Auch der Augenblick selbst ist anders geworden in jenem Augenblick, in welchem alles anders geworden ist. Gewiß liegt in der Aussage, alles sei anders, ein Vergleich des Zuvor mit dem Hernach beschlossen, gewiß also eine sich durchhaltende Selbigkeit des Denkens mit sich und des Seins mit sich, in welcher die andere Verfaßtheit als eine andere zum Vorschein kommt. Ist so gerechnet der Augenblick nicht doch ein Punkt in der Folge der Zeit, die das Einzelne aus seinem Auseinander ins Innesein der einen Erfahrung und des einen Denkens sammelt und deren Gesetzen gefügig macht?

Nein. Denn: Wo das Denken in der zeitlos präsentischen Selbigkeit seiner selbst mit sich selbst und des Seins mit sich selbst verharrte, wo es die Zeit als eine bloße Funktion seiner selbst, sich als [53] Vorstellen und Sein als Vorliegen verstände, da käme ihm die Frage: Was ist geschehen?, der Ruf: Alles ist auf einmal anders! – da käme also der umwendende Augenblick überhaupt nicht vor, es bliebe alles in seinem vorliegenden Bestand, in seiner Stimmung und seinem Sinn: dasselbe und beim selben. Aus der währenden Selbigkeit des Seins und des Denkens je mit sich selbst, aus dem zeitlos präsentisch gewahrten Sinn von Sein heraus läßt sich der umwendende Augenblick nicht nur nicht ableiten, er ist darin wie nichts. Von innen her trägt die präsentische Identität des Denkens oder Seins nicht über sich hinaus, läßt keinen Vorblick aufs ihr Künftige, ganz Andere und so keine Identität über die Grenze des Anderswerdens von Sein und Denken im Ganzen hinweg zu.

Wohl aber läßt in der anderen Richtung der Aufgang dieses Anderswerdens, die Umkehr von Denken und Sein im betreffenden Augenblick das Andenken ans Früher und so auf eine neue Weise die Selbigkeit und Beständigkeit von Denken und Sein in der Verwandlung zu. Daß alles anders wurde, die Verwandlung, trägt die Selbigkeit, nicht umgekehrt; der Augenblick, in dem die Linie der verlaufenden Zeit abbricht, umspannt diese zugleich in seinem Neubeginn, nicht aber umspannt die Linie diesen Augenblick.
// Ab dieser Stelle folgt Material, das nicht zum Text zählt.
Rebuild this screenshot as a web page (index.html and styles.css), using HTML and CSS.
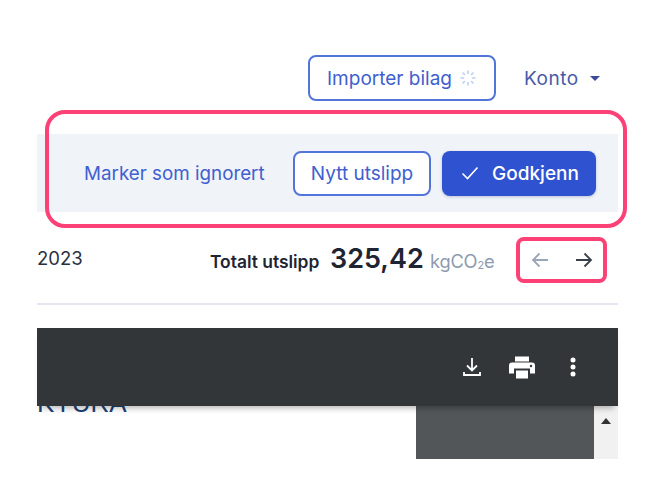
FILE: index.html
```html
<!DOCTYPE html>
<html lang="no">
<head>
<meta charset="utf-8">
<title>Bilag</title>
<link rel="stylesheet" href="styles.css">
</head>
<body>
<div class="page">
  <header class="top">
    <button class="btn btn-outline btn-import">Importer bilag
      <svg class="spinner" width="18" height="18" viewBox="0 0 18 18" fill="none" stroke="#bccff0" stroke-width="1.6" stroke-linecap="round"><path d="M9 2v2.500M9 13.500v2.500M2 9h2.500M13.500 9h2.500M4 4l1.500 1.500M12.500 12.500l1.500 1.500M4 14l1.500-1.500M12.500 5.500l1.500-1.500"/></svg>
    </button>
    <a class="account">Konto <span class="caret"></span></a>
  </header>

  <section class="actions">
    <a class="link">Marker som ignorert</a>
    <button class="btn btn-outline btn-new">Nytt utslipp</button>
    <button class="btn btn-primary">
      <svg width="18" height="14" viewBox="0 0 18 14" fill="none" stroke="#fff" stroke-width="1.6"><path d="M1.500 7.500l5 5 10-11"/></svg>
      Godkjenn
    </button>
    <div class="mark mark-actions"></div>
  </section>

  <section class="summary">
    <span class="year">2023</span>
    <div class="total">
      <span class="total-label">Totalt utslipp</span>
      <span class="total-value">325,42</span>
      <span class="total-unit">kgCO<sub>2</sub>e</span>
    </div>
    <nav class="pager">
      <svg width="18" height="16" viewBox="0 0 18 16" fill="none" stroke="#9aa5b8" stroke-width="1.8"><path d="M17 8H2M8.500 1.500L2 8l6.500 6.500"/></svg>
      <svg width="18" height="16" viewBox="0 0 18 16" fill="none" stroke="#3a3f4b" stroke-width="1.8"><path d="M1 8h15M9.500 1.500L16 8l-6.500 6.500"/></svg>
      <div class="mark mark-pager"></div>
    </nav>
  </section>

  <hr class="divider">

  <section class="viewer">
    <div class="toolbar">
      <svg width="18" height="20" viewBox="0 0 18 20" fill="none" stroke="#fff" stroke-width="1.800"><path d="M9 1v12M4 8.500l5 5 5-5M1 15v3h16v-3"/></svg>
      <svg width="26" height="23" viewBox="0 0 26 22" fill="#fff"><path d="M6 0h14v5H6zM3 6h20a3 3 0 0 1 3 3v8h-5v-5H5v5H0V9a3 3 0 0 1 3-3zM7 14h12v8H7z"/><circle cx="22" cy="9.500" r="1.200" fill="#323639"/></svg>
      <svg class="more" width="6" height="20" viewBox="0 0 6 20" fill="#fff"><circle cx="3" cy="3" r="2.500"/><circle cx="3" cy="10" r="2.500"/><circle cx="3" cy="17" r="2.500"/></svg>
    </div>
    <div class="pane">
      <div class="doc"><span class="doc-title">KYURA</span></div>
      <div class="thumbs"></div>
      <div class="scrollbar"><span class="arrow"></span></div>
    </div>
  </section>
</div>
</body>
</html>
```
FILE: styles.css
```css
* { box-sizing: border-box; }
html, body { margin: 0; height: 100%; background: #fff; overflow: hidden; }
body { font-family: Inter, "Liberation Sans", sans-serif; color: #1f2433; }

.page { width: 581px; margin-left: 37px; padding-top: 55px; }

.top { display: flex; justify-content: flex-end; align-items: center; height: 46px; margin-right: 17px; }
.btn { font: inherit; font-size: 19px; height: 45px; border-radius: 8px; display: flex; align-items: center; justify-content: center; cursor: pointer; white-space: nowrap; }
.btn-outline { background: #fff; border: 2px solid #5375da; color: #3f60cf; }
.btn-import { width: 188px; height: 46px; gap: 7px; }
.spinner { flex: none; }
.account { display: flex; align-items: center; font-size: 19px; letter-spacing: .5px; color: #4a5aa8; margin-left: 28px; width: 77px; gap: 11px; }
.caret { width: 0; height: 0; border-left: 5px solid transparent; border-right: 5px solid transparent; border-top: 5px solid #3b4a9c; }

.actions { position: relative; display: flex; align-items: center; height: 78px; margin-top: 33px; background: #f0f3f8; padding-left: 47px; }
.link { font-size: 18.800px; color: #3f60cf; width: 209px; }
.btn-new { width: 138px; margin-right: 11px; }
.btn-primary { width: 154px; gap: 13px; padding-left: 8px; background: #2f52d0; border: 0; color: #fff; font-weight: 500; box-shadow: 0 1px 3px rgba(30, 50, 120, .25); }

.mark { position: absolute; border: 4px solid #fb4175; pointer-events: none; }
.mark-actions { left: 8px; top: -24px; width: 582px; height: 118px; border-radius: 20px; }
.mark-pager { inset: 0; border-radius: 8px; }

.summary { position: relative; display: flex; align-items: center; height: 46px; margin-top: 25px; }
.year { font-size: 18.500px; width: 173px; color: #2a3040; margin-top: -4px; }
.total { display: flex; align-items: baseline; width: 306px; margin-top: -4px; }
.total-label { font-size: 17.400px; font-weight: 600; width: 120px; }
.total-value { font-size: 27px; font-weight: 600; width: 100px; }
.total-unit { font-size: 18.300px; color: #8d9ab0; letter-spacing: -0.2px; }
.total-unit sub { font-size: 11px; vertical-align: -1px; line-height: 0; }
.pager { position: relative; display: flex; justify-content: space-between; align-items: center; width: 91px; height: 46px; padding: 0 14px 0 15px; }

.divider { height: 2px; margin: 20px 0 0; border: 0; background: #e4e7f0; }

.viewer { margin-top: 23px; }
.toolbar { position: relative; z-index: 1; display: flex; align-items: center; justify-content: flex-end; height: 78px; background: #323639; padding-right: 42px; gap: 28px; box-shadow: 0 6px 6px -4px rgba(0, 0, 0, .3); }
.more { margin-left: 7px; }
.pane { display: flex; height: 53px; overflow: hidden; }
.doc { flex: 1; overflow: hidden; background: #fff; }
.doc-title { display: block; margin-top: -23px; font-family: "Liberation Sans", sans-serif; font-size: 26px; line-height: 40px; color: #1a4273; }
.thumbs { width: 178px; background: #525659; }
.scrollbar { width: 24px; background: #f1f1f1; display: flex; justify-content: center; padding-top: 12px; }
.arrow { width: 0; height: 0; border-left: 5px solid transparent; border-right: 5px solid transparent; border-bottom: 6px solid #333; }
```
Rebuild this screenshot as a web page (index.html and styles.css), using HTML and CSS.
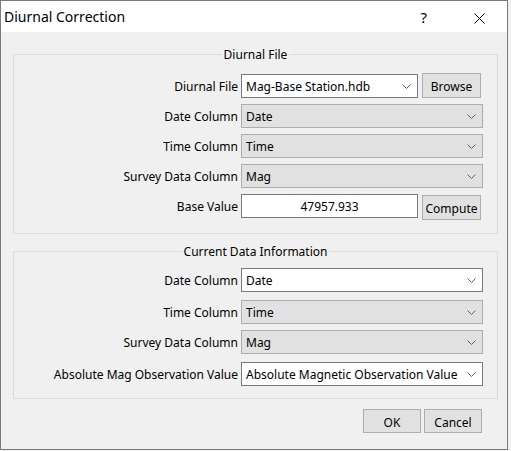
FILE: index.html
```html
<!DOCTYPE html>
<html>
<head>
<meta charset="utf-8">
<link rel="stylesheet" href="styles.css">
</head>
<body>
<div class="window">
  <div class="titlebar">
    <span class="title">Diurnal Correction</span>
    <span class="help">?</span>
    <span class="close">
      <svg width="11" height="11" viewBox="0 0 11 11"><path d="M0.5 0.5 L10.5 10.5 M10.5 0.5 L0.5 10.5" stroke="#000" stroke-width="1" fill="none"/></svg>
    </span>
  </div>
  <div class="client">
    <fieldset class="group g1">
      <legend>Diurnal File</legend>
      <div class="grid">
        <div class="label">Diurnal File</div>
        <div class="field split">
          <div class="combo white short"><span>Mag-Base Station.hdb</span><svg class="chev" width="9" height="5" viewBox="0 0 9 5"><path d="M0.5 0.5 L4.5 4.5 L8.5 0.5" stroke="#606060" fill="none"/></svg></div>
          <div class="btn browse">Browse</div>
        </div>

        <div class="label">Date Column</div>
        <div class="field"><div class="combo gray"><span>Date</span><svg class="chev" width="9" height="5" viewBox="0 0 9 5"><path d="M0.5 0.5 L4.5 4.5 L8.5 0.5" stroke="#606060" fill="none"/></svg></div></div>

        <div class="label">Time Column</div>
        <div class="field"><div class="combo gray"><span>Time</span><svg class="chev" width="9" height="5" viewBox="0 0 9 5"><path d="M0.5 0.5 L4.5 4.5 L8.5 0.5" stroke="#606060" fill="none"/></svg></div></div>

        <div class="label">Survey Data Column</div>
        <div class="field"><div class="combo gray"><span>Mag</span><svg class="chev" width="9" height="5" viewBox="0 0 9 5"><path d="M0.5 0.5 L4.5 4.5 L8.5 0.5" stroke="#606060" fill="none"/></svg></div></div>

        <div class="label">Base Value</div>
        <div class="field split">
          <div class="textbox short">47957.933</div>
          <div class="btn compute">Compute</div>
        </div>
      </div>
    </fieldset>

    <fieldset class="group g2">
      <legend>Current Data Information</legend>
      <div class="grid grid2">
        <div class="label">Date Column</div>
        <div class="field"><div class="combo white"><span>Date</span><svg class="chev" width="9" height="5" viewBox="0 0 9 5"><path d="M0.5 0.5 L4.5 4.5 L8.5 0.5" stroke="#606060" fill="none"/></svg></div></div>

        <div class="label gap8">Time Column</div>
        <div class="field gap8"><div class="combo gray"><span>Time</span><svg class="chev" width="9" height="5" viewBox="0 0 9 5"><path d="M0.5 0.5 L4.5 4.5 L8.5 0.5" stroke="#606060" fill="none"/></svg></div></div>

        <div class="label gap6">Survey Data Column</div>
        <div class="field gap6"><div class="combo gray"><span>Mag</span><svg class="chev" width="9" height="5" viewBox="0 0 9 5"><path d="M0.5 0.5 L4.5 4.5 L8.5 0.5" stroke="#606060" fill="none"/></svg></div></div>

        <div class="label gap8">Absolute Mag Observation Value</div>
        <div class="field gap8"><div class="combo white"><span>Absolute Magnetic Observation Value</span><svg class="chev" width="9" height="5" viewBox="0 0 9 5"><path d="M0.5 0.5 L4.5 4.5 L8.5 0.5" stroke="#606060" fill="none"/></svg></div></div>
      </div>
    </fieldset>

    <div class="actions">
      <div class="btn action">OK</div>
      <div class="btn action">Cancel</div>
    </div>
  </div>
</div>
</body>
</html>
```

FILE: styles.css
```css
html, body {
  margin: 0;
  padding: 0;
}
body {
  background: #f0f0f0;
  font-family: "Noto Sans", "Open Sans", sans-serif;
  color: #000;
  width: 511px;
  height: 451px;
  overflow: hidden;
}
.window {
  width: 508px;
  height: 450px;
  box-sizing: border-box;
  border: 1px solid #7a7a7a;
  background: #f0f0f0;
  display: flex;
  flex-direction: column;
}
.titlebar {
  height: 31px;
  background: #fff;
  display: flex;
  align-items: center;
  padding-left: 3px;
}
.title {
  font-size: 14px;
  line-height: 20px;
  flex: 1;
  margin-top: 1px;
}
.help {
  font-size: 15px;
  line-height: 20px;
  margin-right: 29px;
  margin-top: 1px;
}
.close {
  width: 46px;
  height: 31px;
  margin-right: 5px;
  display: flex;
  align-items: center;
  justify-content: center;
}
.close svg {
  display: block;
  margin-top: 3px;
}
.client {
  flex: 1;
  padding: 14px 9px 0 12px;
  font-size: 12px;
}
.group {
  margin: 0;
  border: 1px solid #dcdcdc;
  padding: 11px 14px 15px 14px;
  min-width: 0;
}
.group legend {
  margin: 0 auto;
  padding: 0 2px;
  line-height: 17px;
  height: 17px;
  font-size: 12px;
}
.g2 {
  margin-top: 9px;
  padding-top: 8px;
  padding-bottom: 12px;
}
.grid {
  display: grid;
  grid-template-columns: 1fr 242px;
  column-gap: 3px;
  row-gap: 6px;
}
.grid2 {
  row-gap: 0;
}
.gap8 {
  margin-top: 8px;
}
.gap6 {
  margin-top: 6px;
}
.label {
  text-align: right;
  height: 24px;
  line-height: 26px;
  white-space: nowrap;
}
.field {
  height: 24px;
  display: flex;
}
.split {
  gap: 4px;
}
.combo, .textbox {
  box-sizing: border-box;
  height: 24px;
  width: 242px;
  display: flex;
  align-items: center;
  padding: 0 6px 0 4px;
  line-height: 22px;
  white-space: nowrap;
}
.combo span {
  flex: 1;
  margin-top: 2px;
}
.combo .chev {
  display: block;
  flex: none;
}
.short {
  width: 177px;
}
.white {
  background: #fff;
  border: 1px solid #7a7a7a;
}
.gray {
  background: #e1e1e1;
  border: 1px solid #adadad;
}
.textbox {
  background: #fff;
  border: 1px solid #7a7a7a;
  justify-content: center;
  padding: 2px 0 0 0;
}
.btn {
  box-sizing: border-box;
  background: #e1e1e1;
  border: 1px solid #adadad;
  display: flex;
  align-items: center;
  justify-content: center;
  white-space: nowrap;
  padding-top: 2px;
}
.browse {
  width: 59px;
  height: 25px;
  margin-top: -1px;
}
.compute {
  width: 59px;
  height: 25px;
  margin: 1px 0 -2px 0;
}
.actions {
  display: flex;
  justify-content: flex-end;
  gap: 3px;
  margin-top: 10px;
  padding-right: 16px;
}
.action {
  width: 58px;
  height: 24px;
}
```
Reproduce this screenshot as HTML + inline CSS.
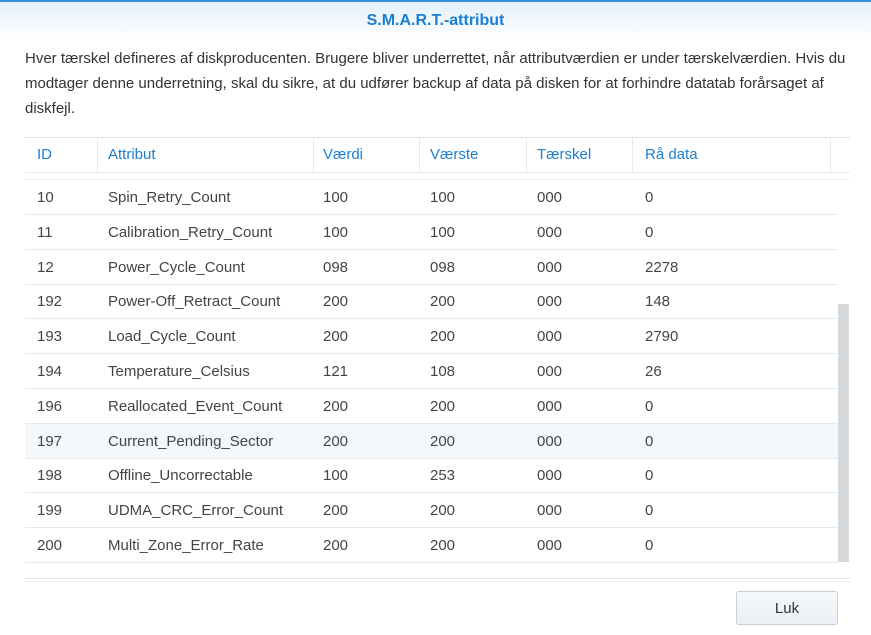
<!DOCTYPE html>
<html><head><style>
body{margin:0;width:871px;height:635px;background:#fff;font-family:"Liberation Sans",sans-serif;position:relative;overflow:hidden}
.hdr{position:absolute;left:0;top:0;width:871px;height:40px;border-top:2px solid #3b8fd6;box-sizing:border-box;background:linear-gradient(#e3f0fb,#fff)}
.title{position:absolute;top:12px;left:0;width:871px;text-align:center;color:#1b7fd2;font-weight:bold;font-size:16px}
.desc{position:absolute;left:25px;top:46px;width:830px;font-size:15px;line-height:25px;color:#333}
.th{position:absolute;top:137px;left:25px;width:825px;height:34px;border-top:1px solid #d9e6f1;border-bottom:1px solid #e8ecef}
.th span{position:absolute;top:8px;color:#1b7fd2;font-size:15px}
.th i{position:absolute;top:0;height:34px;border-left:1px solid #e6eaee}
.row{position:absolute;left:25px;width:813px;height:34px;border-bottom:1px solid #e6eaee;font-size:15px;color:#444}
.row span{position:absolute;top:9px}
.sb{position:absolute;left:838px;top:304px;width:11px;height:258px;background:#d6d9dc}
.foot{position:absolute;left:25px;top:578px;width:825px;height:2px;border-top:1px solid #dfe3e6;border-bottom:1px solid #eef0f2}
.btn{position:absolute;left:736px;top:591px;width:102px;height:34px;border:1px solid #c7d0d8;border-radius:3px;background:linear-gradient(#f7fafc,#e9eff4);font-size:15px;color:#333;text-align:center;line-height:33px;box-sizing:border-box}
</style></head><body>
<div class="hdr"></div>
<div class="title">S.M.A.R.T.-attribut</div>
<div class="desc">Hver tærskel defineres af diskproducenten. Brugere bliver underrettet, når attributværdien er under tærskelværdien. Hvis du modtager denne underretning, skal du sikre, at du udfører backup af data på disken for at forhindre datatab forårsaget af diskfejl.</div>
<div class="th">
<span style="left:12px">ID</span><i style="left:72px"></i>
<span style="left:83px">Attribut</span><i style="left:288px"></i>
<span style="left:298px">Værdi</span><i style="left:394px"></i>
<span style="left:405px">Værste</span><i style="left:501px"></i>
<span style="left:512px">Tærskel</span><i style="left:607px"></i>
<span style="left:620px">Rå data</span><i style="left:805px"></i>
</div>
<div style="position:absolute;left:25px;top:179px;width:825px;border-top:1px solid #eef0f2"></div>
<div id="rows"></div>
<div class="sb"></div>
<div class="foot"></div>
<div class="btn">Luk</div>
<script>
var d=[["10","Spin_Retry_Count","100","100","000","0"],["11","Calibration_Retry_Count","100","100","000","0"],["12","Power_Cycle_Count","098","098","000","2278"],["192","Power-Off_Retract_Count","200","200","000","148"],["193","Load_Cycle_Count","200","200","000","2790"],["194","Temperature_Celsius","121","108","000","26"],["196","Reallocated_Event_Count","200","200","000","0"],["197","Current_Pending_Sector","200","200","000","0"],["198","Offline_Uncorrectable","100","253","000","0"],["199","UDMA_CRC_Error_Count","200","200","000","0"],["200","Multi_Zone_Error_Rate","200","200","000","0"]];
var x=[12,83,298,405,512,620],h="";
d.forEach(function(r,i){h+='<div class="row" style="top:'+(180+i*34.8)+'px;'+(i==7?'background:#f3f8fd':'')+'">';r.forEach(function(c,j){h+='<span style="left:'+x[j]+'px">'+c+'</span>'});h+='</div>'});
document.getElementById('rows').innerHTML=h;
</script>
</body></html>
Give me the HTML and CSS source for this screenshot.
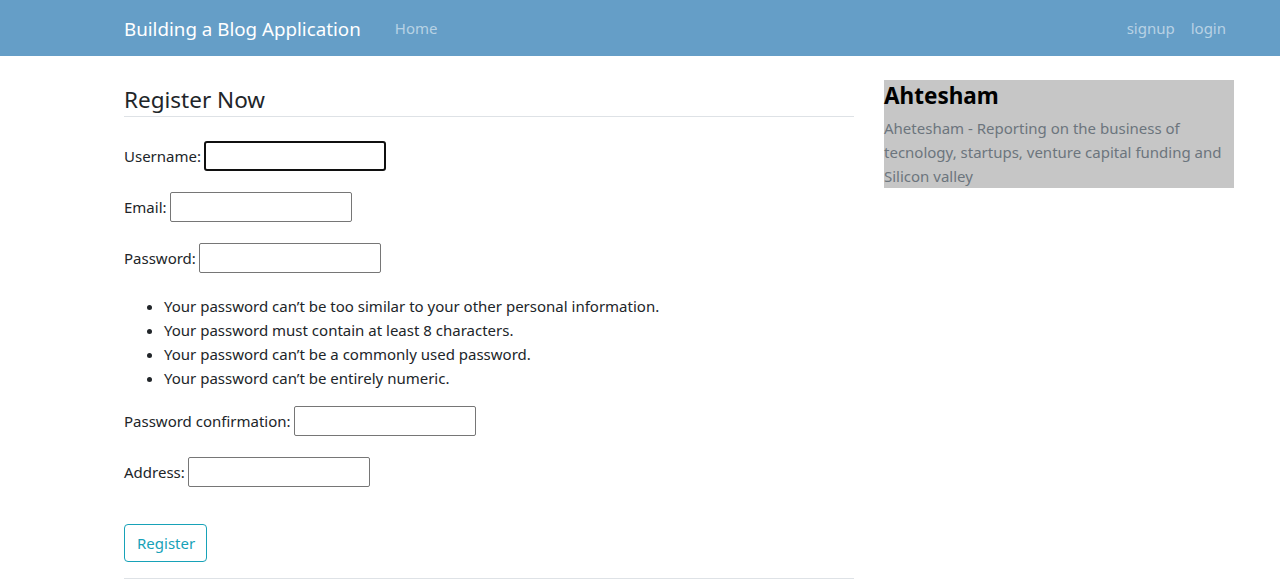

Doch welchen Sinn hat diese Selbigkeit, wie deutet sich das Zusammengehören von Jetzt und Zuvor, von verdankendem und verfügendem Denken, von Sein als je neuem Geschenkt- und Geschuldetsein und Sein als bleibendem Vorliegen? Im Augenblick, in welchem „alles anders“ geworden und dem Denken etwas geschehen ist, wird dem Denken doch allererst offenbar, daß es sich selbst geschehen, sich selbst also geschenkt, nicht Mächtigkeit aus sich selbst, sondern Ermächtigung ins Gespräch mit dem unsäglich es Ermächtigenden ist. Es begegnet ihm jetzt sein Sich-geschenkt-Sein von Wesen und Anbeginn. Die Frage, in die das Denken sich stellte und in die es sich über sich selbst hinaus losließ, zerstört nicht sein Sich-Gehören, sondern bezieht es auf sein ihm nicht mehr selbstmächtig erreichbares und gehörendes Woher. Haben, Besitz, zeitlose Präsenz, Vorstellen werden offen als die von sei- [54] nem Woher dem Denken gelassenen Weisen des Beschenktseins, in denen dieses da, aber nicht als ein solches da und offen, sondern verborgen oder vergessen war, sie gehören in die Geschichte, die dem Denken sein Sich-geschenkt-Sein schenkt. Diese Geschichte des Denkens mit sich als seinem Sich-geschenkt-Sein und Sich-Schulden ist das sich Durchhaltende, ist die Selbigkeit des Denkens und des Seins mit sich über den Augenblick hinweg – aber je nur aus dem Augenblick. Denn nicht von einem vorgängigen Außen, sondern von ihrem Sich-Begeben, von der Unablöslichkeit des Geschehens dieser Gabe her, auf daß sie Gabe sei, ist sie diese Geschichte.

Wenn gesagt wurde, die neue Weise der Gegenwart, nicht nur des Heiligen, sondern selbst dessen, was ist, sei nie abgeschlossene Jeweiligkeit, so heißt dies nicht, es gebe in solch neuer Zeitlichkeit kein Währen und Bestehen, es heißt vielmehr: auch das Währende und Bestehende steht nicht in sich oder in einem vom vorstellenden und verfügenden Denken besessenen Grund, sondern in der Gewähr einer je von sich her sich ereignenden und je neu zu gewärtigenden Zueignung.

Das „Ein-für-allemal“ der neuen Zeitlichkeit gemahnt an das „Ein-für-allemal“ der personalen Beziehung. Einem Du ein für allemal begegnet, mit ihm gar im Bunde zu sein, erübrigt nicht, sondern fordert und gewährt das je neue Aufeinander-Zugehen, beendet nicht, sondern eröffnet die Geschichte der gerade in der Stetigkeit der Treue unabsehbaren Augenblicke und Wendungen des Mitseins.